Sol-gel synthesis of linear Sn-doped TiO2 nanostructures

The sol-gel synthesis of linear Sn-doped TiO2 (TDT) nanostructures with high aspect ratios is reported. These binary metal-oxide nanostructures are readily accessed by treating titanium isopropoxide (Ti((OPr)-Pr-i)(4)) with appropriate quantities of acetic acid (AcOH) and Sn(OAc)(4) in heptanes to generate linear macromolecules that form nanofibers upon calcination. While these linear nanostructures are isolated at low R values (0.05-0.20), where R is defined as the molar ratio of Sn(OAc)(4) to Ti((OPr)-Pr-i)(4), axially directional growth is not favored at higher R values (0.30-0.50).
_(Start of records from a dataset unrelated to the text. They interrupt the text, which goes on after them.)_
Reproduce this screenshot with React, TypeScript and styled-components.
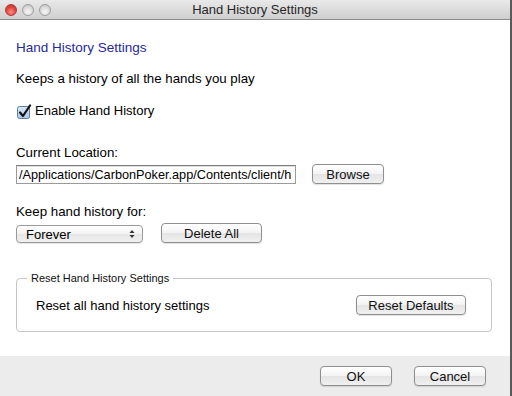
import React from "react";
import styled, { createGlobalStyle } from "styled-components";

const GlobalStyle = createGlobalStyle`
  html, body {
    margin: 0;
    padding: 0;
    background: #ffffff;
  }
  body {
    font-family: "Liberation Sans", Arial, sans-serif;
    font-size: 13px;
    color: #000;
  }
`;

const Window = styled.div`
  width: 510px;
  height: 396px;
  border-right: 2px solid #5a5a5a;
  display: flex;
  flex-direction: column;
  background: #fff;
  overflow: hidden;
`;

const TitleBar = styled.div`
  height: 20px;
  flex: none;
  display: flex;
  align-items: center;
  position: relative;
  background: linear-gradient(#e9e9e9, #cfcfcf);
  border-bottom: 1px solid #8c8c8c;
  box-sizing: border-box;
`;

const Lights = styled.div`
  display: flex;
  gap: 5px;
  padding-left: 5px;
`;

const Light = styled.span<{ $red?: boolean }>`
  width: 12px;
  height: 12px;
  border-radius: 50%;
  box-sizing: border-box;
  border: 1px solid ${(p) => (p.$red ? "#b13a38" : "#9d9d9d")};
  background: ${(p) =>
    p.$red
      ? "radial-gradient(circle at 50% 70%, #ff8a86 0%, #e0443e 55%, #b8302b 100%)"
      : "radial-gradient(circle at 50% 70%, #f7f7f7 0%, #d8d8d8 60%, #b9b9b9 100%)"};
`;

const WindowTitle = styled.div`
  position: absolute;
  left: 0;
  right: 0;
  text-align: center;
  font-size: 13px;
  color: #262626;
  pointer-events: none;
`;

const Content = styled.div`
  flex: 1;
  padding: 20px 18px 0 16px;
  display: flex;
  flex-direction: column;
`;

const Heading = styled.div`
  color: #1f2a9c;
  font-size: 13.5px;
  line-height: 16px;
`;

const Text = styled.div<{ $top?: number }>`
  margin-top: ${(p) => p.$top ?? 0}px;
  line-height: 16px;
  font-size: 13.3px;
`;

const CheckRow = styled.label`
  display: flex;
  align-items: center;
  gap: 3px;
  margin-top: 16px;
  margin-left: 1px;
  line-height: 16px;
`;

const Row = styled.div<{ $top?: number; $gap: number }>`
  display: flex;
  align-items: center;
  gap: ${(p) => p.$gap}px;
  margin-top: ${(p) => p.$top ?? 0}px;
`;

const PathField = styled.div`
  width: 280px;
  height: 19px;
  box-sizing: border-box;
  border: 1px solid #9a9a9a;
  border-top-color: #7d7d7d;
  box-shadow: inset 0 1px 0 #e0e0e0;
  padding: 1px 1px 0 2px;
  overflow: hidden;
  white-space: nowrap;
  line-height: 16px;
  font-size: 12.7px;
`;

const Button = styled.div<{ $w: number }>`
  width: ${(p) => p.$w}px;
  height: 20px;
  flex: none;
  box-sizing: border-box;
  border: 1px solid #8f8f8f;
  border-radius: 4px;
  background: linear-gradient(#ffffff 0%, #f3f3f3 50%, #e4e4e4 51%, #f0f0f0 100%);
  box-shadow: 0 1px 1px rgba(0, 0, 0, 0.12);
  display: flex;
  align-items: center;
  justify-content: center;
  font-size: 13px;
  color: #111;
`;

const Select = styled.div`
  width: 127px;
  height: 18px;
  margin-top: 2px;
  box-sizing: border-box;
  border: 1px solid #9a9a9a;
  border-radius: 4px;
  background: linear-gradient(#ffffff 0%, #f2f2f2 50%, #e6e6e6 51%, #f1f1f1 100%);
  box-shadow: 0 1px 1px rgba(0, 0, 0, 0.1);
  display: flex;
  align-items: center;
  justify-content: space-between;
  padding: 0 7px 0 9px;
  font-size: 13px;
`;

const Group = styled.div`
  position: relative;
  margin-top: 35px;
  height: 54px;
  padding: 0 25px 0 19px;
  box-sizing: border-box;
  border: 1px solid #c6c6c6;
  border-radius: 4px;
  display: flex;
  align-items: center;
  justify-content: space-between;
`;

const GroupTitle = styled.span`
  position: absolute;
  top: -8px;
  left: 10px;
  padding: 0 4px;
  background: #fff;
  font-size: 11px;
  line-height: 14px;
  color: #111;
`;

const Footer = styled.div`
  height: 40px;
  flex: none;
  background: #ececec;
  display: flex;
  justify-content: flex-end;
  align-items: flex-start;
  gap: 22px;
  padding: 10px 24px 0 0;
  box-sizing: border-box;
`;

const Checkbox = () => (
  <svg width="15" height="15" viewBox="0 0 15 15">
    <defs>
      <linearGradient id="cb" x1="0" y1="0" x2="0" y2="1">
        <stop offset="0" stopColor="#dbe8f6" />
        <stop offset="1" stopColor="#a9c6e8" />
      </linearGradient>
    </defs>
    <rect x="0.5" y="2.5" width="12" height="12" rx="2" fill="url(#cb)" stroke="#5f7fa6" />
    <path d="M3 8.5 L6 12 L13 1.5" fill="none" stroke="#111" strokeWidth="2.2" strokeLinecap="round" strokeLinejoin="round" />
  </svg>
);

const Stepper = () => (
  <svg width="6" height="10" viewBox="0 0 6 10">
    <path d="M0.5 4 L3 1 L5.5 4 Z" fill="#333" />
    <path d="M0.5 6 L3 9 L5.5 6 Z" fill="#333" />
  </svg>
);

const App: React.FC = () => {
  return (
    <>
      <GlobalStyle />
      <Window>
        <TitleBar>
          <Lights>
            <Light $red />
            <Light />
            <Light />
          </Lights>
          <WindowTitle>Hand History Settings</WindowTitle>
        </TitleBar>

        <Content>
          <Heading>Hand History Settings</Heading>
          <Text $top={15}>Keeps a history of all the hands you play</Text>
          <CheckRow>
            <Checkbox />
            Enable Hand History
          </CheckRow>

          <Text $top={26}>Current Location:</Text>
          <Row $top={3} $gap={16}>
            <PathField>/Applications/CarbonPoker.app/Contents/client/h</PathField>
            <Button $w={72}>Browse</Button>
          </Row>

          <Text $top={20}>Keep hand history for:</Text>
          <Row $top={3} $gap={18}>
            <Select>
              Forever
              <Stepper />
            </Select>
            <Button $w={101}>Delete All</Button>
          </Row>

          <Group>
            <GroupTitle>Reset Hand History Settings</GroupTitle>
            <span>Reset all hand history settings</span>
            <Button $w={110}>Reset Defaults</Button>
          </Group>
        </Content>

        <Footer>
          <Button $w={72}>OK</Button>
          <Button $w={72}>Cancel</Button>
        </Footer>
      </Window>
    </>
  );
};

export default App;
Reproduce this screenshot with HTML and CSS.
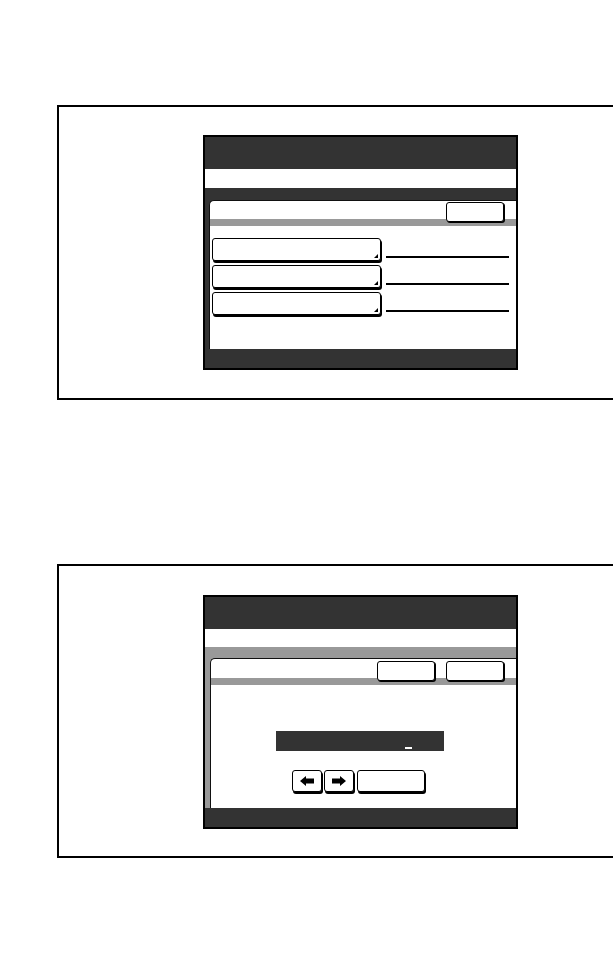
FILE: index.html
```html
<!DOCTYPE html>
<html lang="en">
<head>
    <meta charset="UTF-8">
    <meta name="viewport" content="width=device-width, initial-scale=1.0">
    <title>Panel screens</title>
    <link rel="stylesheet" href="styles.css">
</head>
<body>

    <div class="frame frame-top">
        <div class="screen">
            <div class="screen-header"></div>
            <div class="screen-band"></div>
            <div class="screen-strip"></div>
            <div class="panel">
                <div class="panel-head">
                    <button class="key key-small"></button>
                </div>
                <div class="option-list">
                    <div class="option-row">
                        <button class="key option"></button>
                        <div class="option-line"></div>
                    </div>
                    <div class="option-row">
                        <button class="key option"></button>
                        <div class="option-line"></div>
                    </div>
                    <div class="option-row">
                        <button class="key option"></button>
                        <div class="option-line"></div>
                    </div>
                </div>
            </div>
            <div class="screen-footer"></div>
        </div>
    </div>

    <div class="frame frame-bottom">
        <div class="screen screen-light">
            <div class="screen-header"></div>
            <div class="screen-band band-short"></div>
            <div class="screen-strip strip-gray"></div>
            <div class="panel panel-tall">
                <div class="panel-head head-tall">
                    <button class="key key-small"></button>
                    <button class="key key-small"></button>
                </div>
                <div class="entry">
                    <div class="entry-field"><span class="cursor"></span></div>
                    <div class="entry-keys">
                        <button class="key key-arrow">
                            <svg width="14" height="10" viewBox="0 0 14 10"><path d="M0 5 L6 0 L6 2.5 L14 2.5 L14 7.5 L6 7.5 L6 10 Z" fill="#000"/></svg>
                        </button>
                        <button class="key key-arrow">
                            <svg width="14" height="10" viewBox="0 0 14 10"><path d="M14 5 L8 0 L8 2.5 L0 2.5 L0 7.5 L8 7.5 L8 10 Z" fill="#000"/></svg>
                        </button>
                        <button class="key key-wide"></button>
                    </div>
                </div>
            </div>
            <div class="screen-footer"></div>
        </div>
    </div>

</body>
</html>
```

FILE: styles.css
```css
* {
    margin: 0;
    padding: 0;
    box-sizing: border-box;
    font-family: 'Liberation Sans', Arial, sans-serif;
}

body {
    background: #fff;
    overflow-x: hidden;
    padding-top: 105px;
}

.frame {
    margin-left: 57px;
    margin-right: -30px;
    border: 2px solid #000;
    padding-left: 144px;
}

.frame-top {
    height: 295px;
    padding-top: 28px;
}

.frame-bottom {
    height: 294px;
    margin-top: 164px;
    padding-top: 29px;
}

.screen {
    width: 315px;
    border: 2px solid #000;
    background-color: #333;
    display: flex;
    flex-direction: column;
}

.screen-light {
    background-color: #999;
}

.screen-header {
    height: 32px;
    background-color: #333;
}

.screen-band {
    height: 19px;
    background-color: #fff;
}

.band-short {
    height: 18px;
}

.screen-strip {
    height: 12px;
    background-color: #333;
}

.strip-gray {
    height: 11px;
    background-color: #999;
}

.screen-footer {
    height: 19px;
    background-color: #333;
}

.panel {
    height: 149px;
    margin-left: 4px;
    background-color: #fff;
    border-left: 1px solid #111;
    border-top: 1px solid #111;
    border-top-left-radius: 5px;
}

.panel-tall {
    height: 150px;
    margin-left: 5px;
}

.panel-head {
    height: 25px;
    border-bottom: 7px solid #999;
    display: flex;
    justify-content: flex-end;
    gap: 11px;
    padding-top: 1px;
    padding-right: 12px;
}

.head-tall {
    height: 26px;
    padding-top: 2px;
}

.key {
    display: flex;
    align-items: center;
    justify-content: center;
    background-color: #fff;
    border: 1px solid #000;
    border-radius: 3px;
    box-shadow: 1px 1px 0 #000;
}

.key-small {
    width: 58px;
    height: 20px;
    flex-shrink: 0;
}

.option-list {
    display: flex;
    flex-direction: column;
    gap: 4px;
    padding-top: 12px;
    padding-left: 2px;
}

.option-row {
    display: flex;
    align-items: flex-end;
}

.option {
    position: relative;
    width: 169px;
    height: 23px;
    box-shadow: 1px 2px 0 #000;
}

.option::after {
    content: "";
    position: absolute;
    right: 2px;
    bottom: 2px;
    border-left: 4px solid transparent;
    border-bottom: 4px solid #000;
}

.option-line {
    width: 123px;
    height: 2px;
    margin-left: 5px;
    margin-bottom: 3px;
    background-color: #000;
}

.entry {
    display: flex;
    flex-direction: column;
    padding-top: 46px;
    padding-left: 65px;
}

.entry-field {
    width: 168px;
    height: 20px;
    background-color: #333;
    padding-left: 129px;
    padding-top: 16px;
}

.cursor {
    display: block;
    width: 7px;
    height: 2px;
    background-color: #fff;
}

.entry-keys {
    display: flex;
    gap: 2px;
    margin-top: 19px;
    margin-left: 16px;
}

.key-arrow {
    width: 30px;
    height: 22px;
    box-shadow: 1px 2px 0 #000;
}

.key-wide {
    width: 68px;
    height: 22px;
    margin-left: 1px;
    box-shadow: 1px 2px 0 #000;
}
```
Scanning and transmission electron microscope (SEM and TEM) imaging of the nanofibers revealed diameters in the 10-20 nm range and lengths in excess of 1 mm. Elemental mapping by STEM-EDS techniques indicates a homogeneous distribution of Sn ions throughout the linear TDT structures. The molecular intermediates that form during the early stages of the reaction were monitored using electrospray-ionization mass spectrometry to confirm the presence of metal-oxide clusters containing both Sn and Ti ions. These intermediates then undergo polycondensation reactions to form the final linear product, thereby indicating the homogeneous incorporation of Sn into the TiO2 lattice and rules out the possibility of independent SnO2 and TiO2 aggregates. Powder X-ray diffraction data indicate that pure TiO2 nanostructures are anatase when calcined at 500 degrees C, but show a propensity to adopt the rutile phase at progressively higher Sn concentrations.